To those who are curious how the Dirichlet Model works, I recommend reading the John Bound article “User’s Guide to Dirichlet” (see References), which can be summarized as follows:
The information that consumer panels provide is market size, brand share, penetration and rate of purchase data for the whole market and for individual brands. But the most precious feature of these panels is that they track individual purchasers over time.
Based on observations of these individual purchasers, Andrew Ehrenberg’s contribution was to reveal some generalizable buying patterns of consumers. Remember that these generalizations, as in other scientific fields, are the foundations of marketing science.
The Dirichlet Model uses individual brand shares and numbers of purchases of each brand (together with total category data) as input to make predictions for the behavior of such a brand of that share in such a product category.
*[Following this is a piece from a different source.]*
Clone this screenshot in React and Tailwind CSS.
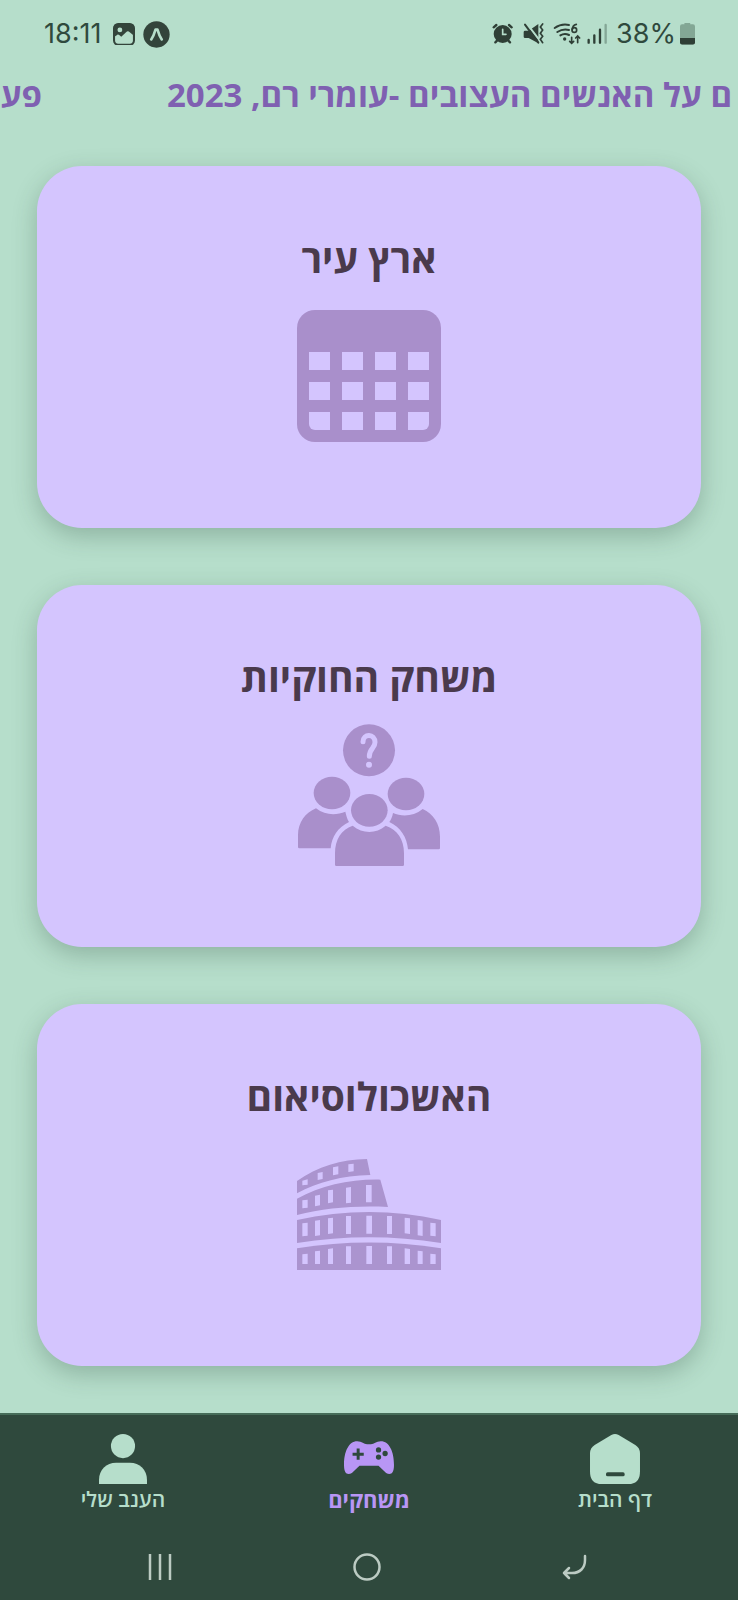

When these data are supplied, The Dirichlet Model predicts for each brand the following (quoting from page 4 of the article):
Penetration of purchasers (percentage buying the brand at all)
Percentage buying the brand once and five times in the designated period
Average number of purchases of the brand per buyer of the brand
Average number and distribution of the numbers of purchases of the category by buyers of the brand
Share of category requirement (This follows from the average number of purchases.)
Percentage of sole buyers (A sole buyer is one who buys only one brand in the category in the period.)
Rate of purchase of sole buyers
Percentage repeat buying period to period
The author emphasizes that penetrations or market shares (which are closely related to one another) are input, not output. The Dirichlet Model then tells us how a brand of that size may be expected to behave in terms of the measures predicted, given the input information about both the total category and the other brands.
The Dirichlet model provides marketing directors with the value expected of each performance criteria; in other words, the norm. Directors will be able to make the best decision by benchmarking their results to these norms.